____ DATA EXTRACT

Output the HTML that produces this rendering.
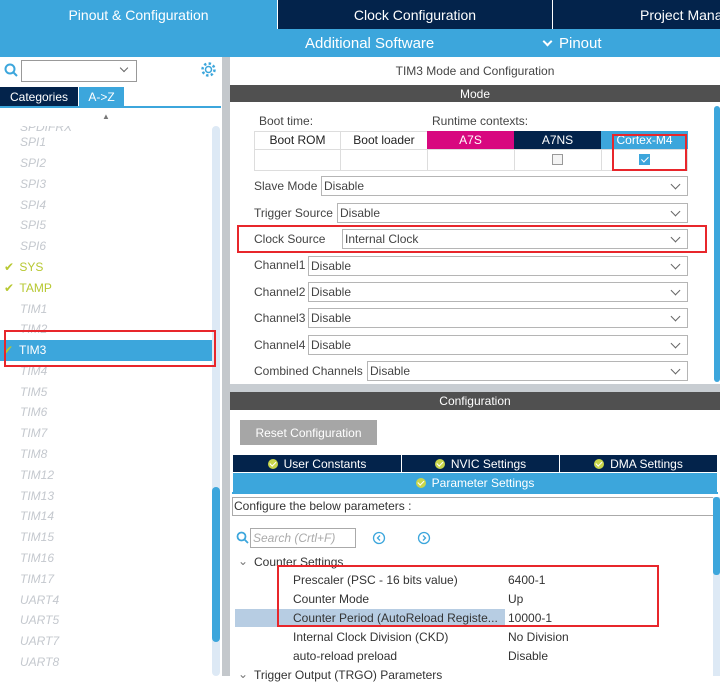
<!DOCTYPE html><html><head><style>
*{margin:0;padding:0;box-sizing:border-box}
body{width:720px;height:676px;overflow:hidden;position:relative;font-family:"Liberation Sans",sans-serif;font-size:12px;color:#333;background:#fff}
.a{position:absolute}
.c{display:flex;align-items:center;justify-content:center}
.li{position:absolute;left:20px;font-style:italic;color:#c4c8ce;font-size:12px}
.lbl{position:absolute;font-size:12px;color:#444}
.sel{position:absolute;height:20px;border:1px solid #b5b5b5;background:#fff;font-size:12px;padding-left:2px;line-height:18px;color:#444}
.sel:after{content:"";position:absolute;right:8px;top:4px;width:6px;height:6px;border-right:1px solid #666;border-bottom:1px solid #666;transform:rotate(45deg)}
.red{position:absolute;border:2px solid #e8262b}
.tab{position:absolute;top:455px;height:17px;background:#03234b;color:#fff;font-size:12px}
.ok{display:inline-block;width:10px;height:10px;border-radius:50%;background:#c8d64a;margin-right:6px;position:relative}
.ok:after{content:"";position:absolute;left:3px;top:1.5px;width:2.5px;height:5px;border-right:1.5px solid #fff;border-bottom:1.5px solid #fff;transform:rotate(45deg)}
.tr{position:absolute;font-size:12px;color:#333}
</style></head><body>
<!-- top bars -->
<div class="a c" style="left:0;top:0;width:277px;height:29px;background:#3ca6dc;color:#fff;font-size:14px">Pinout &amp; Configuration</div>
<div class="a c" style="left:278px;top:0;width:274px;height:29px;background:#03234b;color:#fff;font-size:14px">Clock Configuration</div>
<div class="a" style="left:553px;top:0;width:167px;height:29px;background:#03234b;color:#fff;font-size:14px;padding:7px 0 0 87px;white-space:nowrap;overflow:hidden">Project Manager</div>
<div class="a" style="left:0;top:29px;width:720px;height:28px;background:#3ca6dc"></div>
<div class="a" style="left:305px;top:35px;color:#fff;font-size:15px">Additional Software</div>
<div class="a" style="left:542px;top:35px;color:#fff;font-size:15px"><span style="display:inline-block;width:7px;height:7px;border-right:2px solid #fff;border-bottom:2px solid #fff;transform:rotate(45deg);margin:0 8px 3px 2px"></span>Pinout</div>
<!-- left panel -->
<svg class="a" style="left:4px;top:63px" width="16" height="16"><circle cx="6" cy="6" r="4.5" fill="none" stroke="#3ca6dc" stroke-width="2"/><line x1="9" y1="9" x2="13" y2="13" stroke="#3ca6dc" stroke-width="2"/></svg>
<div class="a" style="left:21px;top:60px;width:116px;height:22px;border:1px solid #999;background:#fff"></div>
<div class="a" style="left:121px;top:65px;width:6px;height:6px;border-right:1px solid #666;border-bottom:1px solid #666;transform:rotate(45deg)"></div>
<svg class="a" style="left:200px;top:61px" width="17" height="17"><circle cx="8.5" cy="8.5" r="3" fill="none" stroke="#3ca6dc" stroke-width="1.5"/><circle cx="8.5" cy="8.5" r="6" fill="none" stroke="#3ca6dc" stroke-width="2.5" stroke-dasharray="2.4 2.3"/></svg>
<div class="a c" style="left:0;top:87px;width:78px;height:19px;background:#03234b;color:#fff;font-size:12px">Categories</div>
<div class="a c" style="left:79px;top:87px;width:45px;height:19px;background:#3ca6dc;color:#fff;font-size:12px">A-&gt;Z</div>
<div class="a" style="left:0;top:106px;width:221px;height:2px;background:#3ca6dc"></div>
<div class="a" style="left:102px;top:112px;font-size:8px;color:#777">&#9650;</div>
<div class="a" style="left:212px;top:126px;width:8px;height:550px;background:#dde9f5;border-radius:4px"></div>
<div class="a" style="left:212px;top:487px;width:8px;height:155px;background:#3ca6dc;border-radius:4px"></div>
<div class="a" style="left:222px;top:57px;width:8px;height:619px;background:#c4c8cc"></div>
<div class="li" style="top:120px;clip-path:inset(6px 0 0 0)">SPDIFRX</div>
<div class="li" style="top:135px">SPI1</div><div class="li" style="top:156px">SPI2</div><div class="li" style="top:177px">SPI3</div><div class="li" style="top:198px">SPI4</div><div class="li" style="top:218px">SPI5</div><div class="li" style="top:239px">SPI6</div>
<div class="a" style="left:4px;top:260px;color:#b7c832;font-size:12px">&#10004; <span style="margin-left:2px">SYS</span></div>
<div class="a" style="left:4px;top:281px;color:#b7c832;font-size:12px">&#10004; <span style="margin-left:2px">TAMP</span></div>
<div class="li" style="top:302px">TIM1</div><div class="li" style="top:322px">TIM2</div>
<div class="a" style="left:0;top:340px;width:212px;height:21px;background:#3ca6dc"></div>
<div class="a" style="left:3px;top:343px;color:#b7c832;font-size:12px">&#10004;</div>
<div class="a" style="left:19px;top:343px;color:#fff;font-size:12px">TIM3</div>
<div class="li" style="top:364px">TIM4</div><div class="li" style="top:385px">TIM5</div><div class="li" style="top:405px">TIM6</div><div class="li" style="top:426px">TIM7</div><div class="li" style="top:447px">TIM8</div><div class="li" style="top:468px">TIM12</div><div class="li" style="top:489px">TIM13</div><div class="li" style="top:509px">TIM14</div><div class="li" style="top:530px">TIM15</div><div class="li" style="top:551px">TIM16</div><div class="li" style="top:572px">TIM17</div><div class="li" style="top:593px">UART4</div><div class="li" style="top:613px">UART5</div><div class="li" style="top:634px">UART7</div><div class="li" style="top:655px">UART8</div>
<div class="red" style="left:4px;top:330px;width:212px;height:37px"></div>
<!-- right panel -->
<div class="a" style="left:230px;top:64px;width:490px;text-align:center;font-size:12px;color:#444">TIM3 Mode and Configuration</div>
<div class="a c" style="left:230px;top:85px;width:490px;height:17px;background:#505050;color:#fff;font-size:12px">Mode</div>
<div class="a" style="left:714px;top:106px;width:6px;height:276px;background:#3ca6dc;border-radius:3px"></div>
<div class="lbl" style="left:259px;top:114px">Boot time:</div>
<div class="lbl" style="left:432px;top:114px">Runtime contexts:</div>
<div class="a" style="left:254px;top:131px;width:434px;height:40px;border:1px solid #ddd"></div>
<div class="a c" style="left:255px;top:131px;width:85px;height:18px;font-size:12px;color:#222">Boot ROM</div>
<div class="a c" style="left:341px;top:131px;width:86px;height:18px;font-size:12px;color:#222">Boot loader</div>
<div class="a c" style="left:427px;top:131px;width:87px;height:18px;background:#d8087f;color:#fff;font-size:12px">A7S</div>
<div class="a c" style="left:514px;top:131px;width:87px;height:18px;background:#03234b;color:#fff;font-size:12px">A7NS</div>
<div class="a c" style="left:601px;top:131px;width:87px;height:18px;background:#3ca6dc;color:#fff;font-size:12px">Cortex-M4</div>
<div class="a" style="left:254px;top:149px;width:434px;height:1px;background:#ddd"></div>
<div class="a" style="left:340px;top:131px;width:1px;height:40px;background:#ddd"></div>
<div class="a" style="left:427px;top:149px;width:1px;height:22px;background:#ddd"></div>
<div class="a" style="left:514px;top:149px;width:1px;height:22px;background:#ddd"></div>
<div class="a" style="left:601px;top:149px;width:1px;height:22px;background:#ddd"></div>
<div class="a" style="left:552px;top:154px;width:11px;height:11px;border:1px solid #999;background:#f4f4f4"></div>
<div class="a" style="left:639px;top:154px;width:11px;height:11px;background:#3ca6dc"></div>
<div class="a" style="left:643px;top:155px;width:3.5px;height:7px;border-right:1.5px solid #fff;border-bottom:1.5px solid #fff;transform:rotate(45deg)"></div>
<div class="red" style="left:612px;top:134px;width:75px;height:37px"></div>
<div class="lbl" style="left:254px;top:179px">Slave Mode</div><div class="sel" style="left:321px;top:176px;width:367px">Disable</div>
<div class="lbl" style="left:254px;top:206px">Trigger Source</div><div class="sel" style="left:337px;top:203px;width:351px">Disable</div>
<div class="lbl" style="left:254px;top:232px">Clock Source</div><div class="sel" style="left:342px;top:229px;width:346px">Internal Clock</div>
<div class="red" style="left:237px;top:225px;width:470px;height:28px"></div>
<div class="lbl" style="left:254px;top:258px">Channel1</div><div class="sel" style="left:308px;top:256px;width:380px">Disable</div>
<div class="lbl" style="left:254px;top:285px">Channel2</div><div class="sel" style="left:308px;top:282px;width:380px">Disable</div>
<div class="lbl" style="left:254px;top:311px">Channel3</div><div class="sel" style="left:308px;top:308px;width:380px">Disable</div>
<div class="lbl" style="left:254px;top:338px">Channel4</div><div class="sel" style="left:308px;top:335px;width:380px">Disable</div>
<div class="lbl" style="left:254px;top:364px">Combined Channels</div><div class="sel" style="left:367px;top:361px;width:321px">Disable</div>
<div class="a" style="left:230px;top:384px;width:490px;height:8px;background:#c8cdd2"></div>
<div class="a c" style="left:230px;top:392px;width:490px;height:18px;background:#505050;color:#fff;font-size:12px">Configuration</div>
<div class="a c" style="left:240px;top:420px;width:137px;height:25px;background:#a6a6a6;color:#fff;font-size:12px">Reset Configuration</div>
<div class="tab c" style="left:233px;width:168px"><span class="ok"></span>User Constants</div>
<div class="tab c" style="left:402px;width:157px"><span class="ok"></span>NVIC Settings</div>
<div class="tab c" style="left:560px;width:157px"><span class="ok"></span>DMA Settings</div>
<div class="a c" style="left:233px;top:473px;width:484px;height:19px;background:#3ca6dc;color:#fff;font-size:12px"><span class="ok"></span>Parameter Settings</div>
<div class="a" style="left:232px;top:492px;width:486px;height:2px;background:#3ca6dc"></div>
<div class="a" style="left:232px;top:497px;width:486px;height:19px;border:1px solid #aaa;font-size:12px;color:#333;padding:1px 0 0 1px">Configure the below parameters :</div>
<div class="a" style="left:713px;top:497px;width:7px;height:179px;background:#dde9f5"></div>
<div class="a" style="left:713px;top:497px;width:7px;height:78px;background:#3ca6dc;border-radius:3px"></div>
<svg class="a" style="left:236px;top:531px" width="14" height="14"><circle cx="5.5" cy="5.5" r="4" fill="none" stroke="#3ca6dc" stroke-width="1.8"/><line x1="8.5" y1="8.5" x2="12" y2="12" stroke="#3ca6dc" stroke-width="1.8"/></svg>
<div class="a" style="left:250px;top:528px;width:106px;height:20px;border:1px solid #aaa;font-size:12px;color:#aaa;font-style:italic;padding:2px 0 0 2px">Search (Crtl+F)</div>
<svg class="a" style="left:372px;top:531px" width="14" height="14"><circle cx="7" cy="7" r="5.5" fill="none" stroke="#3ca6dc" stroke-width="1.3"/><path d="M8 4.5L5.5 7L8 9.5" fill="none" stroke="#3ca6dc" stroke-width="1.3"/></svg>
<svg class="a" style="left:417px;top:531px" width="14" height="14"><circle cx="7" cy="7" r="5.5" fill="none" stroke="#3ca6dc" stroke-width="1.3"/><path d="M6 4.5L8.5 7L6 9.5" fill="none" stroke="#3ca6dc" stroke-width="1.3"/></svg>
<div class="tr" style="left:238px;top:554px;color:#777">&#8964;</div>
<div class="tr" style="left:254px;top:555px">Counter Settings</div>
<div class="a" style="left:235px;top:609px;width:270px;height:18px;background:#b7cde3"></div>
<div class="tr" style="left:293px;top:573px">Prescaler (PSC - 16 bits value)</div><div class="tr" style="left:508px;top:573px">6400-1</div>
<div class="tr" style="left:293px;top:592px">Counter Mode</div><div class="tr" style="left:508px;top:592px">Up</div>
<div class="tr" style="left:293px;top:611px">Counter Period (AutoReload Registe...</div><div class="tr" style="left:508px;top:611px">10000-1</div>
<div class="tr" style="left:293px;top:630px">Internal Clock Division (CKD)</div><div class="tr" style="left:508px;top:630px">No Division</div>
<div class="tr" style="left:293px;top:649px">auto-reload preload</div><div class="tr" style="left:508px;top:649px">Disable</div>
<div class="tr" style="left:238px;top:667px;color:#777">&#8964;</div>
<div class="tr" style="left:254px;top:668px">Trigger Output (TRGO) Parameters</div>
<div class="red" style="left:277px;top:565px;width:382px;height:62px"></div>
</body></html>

________

• [STATED EXERCISE]:
Pick out each line above that includes "Output" and show it.

• [ANSWER BELOW]:
Output the HTML that produces this rendering.
<div class="tr" style="left:254px;top:668px">Trigger Output (TRGO) Parameters</div>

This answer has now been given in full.